By Charles Dhewa
The rate at which food systems is becoming a buzzword suggests the world has quietly shifted from a farming systems approach to a food systems approach for good reasons. A food systems approach looks at the entire ecology through which food is produced, consumed, lost, value added as well as roles of different intermediaries who are often not mentioned in a farming systems perspective.

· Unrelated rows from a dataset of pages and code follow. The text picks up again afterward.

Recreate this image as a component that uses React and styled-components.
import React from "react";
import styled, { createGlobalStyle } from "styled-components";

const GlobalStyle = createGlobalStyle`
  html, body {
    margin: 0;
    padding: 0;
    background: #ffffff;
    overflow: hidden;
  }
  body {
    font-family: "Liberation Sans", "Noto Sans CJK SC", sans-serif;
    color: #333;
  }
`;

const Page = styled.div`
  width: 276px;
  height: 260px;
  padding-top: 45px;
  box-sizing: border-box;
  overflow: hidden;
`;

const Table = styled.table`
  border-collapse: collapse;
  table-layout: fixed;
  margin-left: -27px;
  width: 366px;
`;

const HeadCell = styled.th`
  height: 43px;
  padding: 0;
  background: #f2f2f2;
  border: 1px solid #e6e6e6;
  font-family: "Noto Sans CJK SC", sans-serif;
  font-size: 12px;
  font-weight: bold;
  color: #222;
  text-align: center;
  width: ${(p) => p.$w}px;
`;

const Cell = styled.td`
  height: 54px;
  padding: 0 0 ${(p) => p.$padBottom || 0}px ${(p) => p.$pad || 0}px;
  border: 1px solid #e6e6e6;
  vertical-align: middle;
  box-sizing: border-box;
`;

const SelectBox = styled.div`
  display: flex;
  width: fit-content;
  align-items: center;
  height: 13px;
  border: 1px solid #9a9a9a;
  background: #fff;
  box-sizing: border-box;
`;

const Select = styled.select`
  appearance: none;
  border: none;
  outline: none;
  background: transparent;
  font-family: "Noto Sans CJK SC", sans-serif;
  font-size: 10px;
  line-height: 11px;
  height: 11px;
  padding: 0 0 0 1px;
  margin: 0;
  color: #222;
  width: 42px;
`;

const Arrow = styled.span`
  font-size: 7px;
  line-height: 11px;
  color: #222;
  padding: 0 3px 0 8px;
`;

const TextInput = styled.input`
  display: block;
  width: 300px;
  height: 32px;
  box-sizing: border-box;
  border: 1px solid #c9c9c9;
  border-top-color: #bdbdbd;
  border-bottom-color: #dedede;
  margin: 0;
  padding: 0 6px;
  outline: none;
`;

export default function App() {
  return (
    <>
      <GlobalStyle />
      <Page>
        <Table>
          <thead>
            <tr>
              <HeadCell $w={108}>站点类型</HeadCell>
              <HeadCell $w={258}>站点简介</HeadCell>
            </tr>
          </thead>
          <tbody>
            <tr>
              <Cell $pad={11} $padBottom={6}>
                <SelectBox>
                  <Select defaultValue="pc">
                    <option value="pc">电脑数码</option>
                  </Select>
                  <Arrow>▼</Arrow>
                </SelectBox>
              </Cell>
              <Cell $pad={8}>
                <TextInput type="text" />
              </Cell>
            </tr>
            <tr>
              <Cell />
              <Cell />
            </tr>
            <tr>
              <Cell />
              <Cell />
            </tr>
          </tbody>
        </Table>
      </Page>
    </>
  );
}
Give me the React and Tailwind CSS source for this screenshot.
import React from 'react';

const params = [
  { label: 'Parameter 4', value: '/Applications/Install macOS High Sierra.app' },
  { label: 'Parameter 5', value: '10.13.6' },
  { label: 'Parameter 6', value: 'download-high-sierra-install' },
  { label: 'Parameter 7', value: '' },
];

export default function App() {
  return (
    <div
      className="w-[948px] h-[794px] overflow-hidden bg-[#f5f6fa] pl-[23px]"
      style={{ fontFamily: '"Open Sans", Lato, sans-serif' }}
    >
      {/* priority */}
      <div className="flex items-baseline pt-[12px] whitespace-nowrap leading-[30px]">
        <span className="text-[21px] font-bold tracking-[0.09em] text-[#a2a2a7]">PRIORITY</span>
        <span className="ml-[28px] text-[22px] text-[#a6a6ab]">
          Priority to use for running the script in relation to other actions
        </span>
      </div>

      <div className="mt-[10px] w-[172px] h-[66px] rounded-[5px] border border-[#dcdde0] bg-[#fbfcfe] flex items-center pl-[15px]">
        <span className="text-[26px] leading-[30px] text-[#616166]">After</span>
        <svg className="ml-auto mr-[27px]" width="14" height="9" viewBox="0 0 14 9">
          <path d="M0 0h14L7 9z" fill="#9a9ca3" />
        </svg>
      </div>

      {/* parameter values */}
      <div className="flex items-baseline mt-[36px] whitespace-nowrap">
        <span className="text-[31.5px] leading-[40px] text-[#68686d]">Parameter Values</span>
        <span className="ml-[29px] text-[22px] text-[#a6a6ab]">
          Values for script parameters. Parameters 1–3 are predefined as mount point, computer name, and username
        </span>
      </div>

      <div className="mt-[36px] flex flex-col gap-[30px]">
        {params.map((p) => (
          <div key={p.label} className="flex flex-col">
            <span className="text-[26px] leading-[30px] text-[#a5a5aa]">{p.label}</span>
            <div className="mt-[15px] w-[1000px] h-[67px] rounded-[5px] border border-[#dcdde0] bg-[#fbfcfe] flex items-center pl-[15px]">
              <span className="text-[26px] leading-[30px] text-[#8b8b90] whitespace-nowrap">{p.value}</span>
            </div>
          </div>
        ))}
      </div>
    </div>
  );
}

Due to COVID19, in 2020 the depth of consensus around food systems has been fuelled by virtual conferences happening almost at the same time. While it has become accepted tradition for October 16th every year to be set aside as World Food Day, it seems there is some quiet agreement that food is too fundamental for only one day to be set aside especially given the transition to food systems. Major events on almost the same topic and happening in the same week include:
• The 3rd AFSA Biennial Food Systems Conference and Celebration 27th-29th October, 2020 – https://foodmarkets.afsafrica.org/
• The 31st Regional Conference for Africa hosted by the FAO – a virtual event from 26 to 28 October 2020 – http://event-services.fao.org/events/31st-regional-conference-for-africa-arc31-/event-summary
• Future Hospitality Summit 26 – 27th October gathers the world’s hospitality leaders.
• Ongoing virtual conversation on Future Agricultures: bit.ly/eDialogueLive.
Elevating the role of people-centred markets
Of the above mentioned events and many others that have been happening in solidarity with World Food Day, the AFSA Biennial Food Systems Conference has a deliberate focus on markets. Not just markets in general but markets that can support agro-ecologically-conscious food systems badly needed by the whole world going forward. The event hopes to build a very strong case for using people-centred markets to promote agro-ecology as well as build nutrition baskets at community, national, regional and global levels.
Over the past few years, eMKambo has religiously assessed and tracked local food supply corridors in a number of African countries. Such efforts have shown the extent to which mass markets are major centres of convergence for food commodities from diverse production zones including other countries. By sorting food for different consumers and income levels, these markets also sort nutrition elements for diverse consumers. It is only in mass markets where more than 80 – 100 commodities can be found in one place, making it possible to arrange proteins on their side, starch on one side, micronutrient-bearing food on their side and many other nutrition elements. Such an arrangement may not happen in one production area which may only produce a few particular commodities.
The role of mass markets in mobilizing food from different production zones and distributing to different areas where food is needed is usually under-estimated. It is from mass markets, not supermarkets, that the lowest cost and affordable nutritious meals can be designed. Supermarkets cannot do so because more than 80% of their commodities are already processed consumer-packaged goods and not as fresh and diverse as mass markets. To the extent it is unsustainable to build food and nutrition strategies from the top down, eMKambo is convinced, a regional food and nutrition strategy should be built from the grassroots so that communities inform countries to adequately inform the regional strategy.
Opportunities for leveraging e-commerce
As eMKambo advocates for the whole month of October to be considered food systems month every year, some of the key questions for interrogation this month-long visionary conversation include: How can low income and food insecure countries harness e-commerce to advance agro-ecology and nutrition? While social media is part of e-commerce, in most cases social media is used to market food on the basis of price and not on the basis of nutrition content. Every advertisement flighted focuses on how cheap a particular food commodity is not how nutritious it is. That has to change.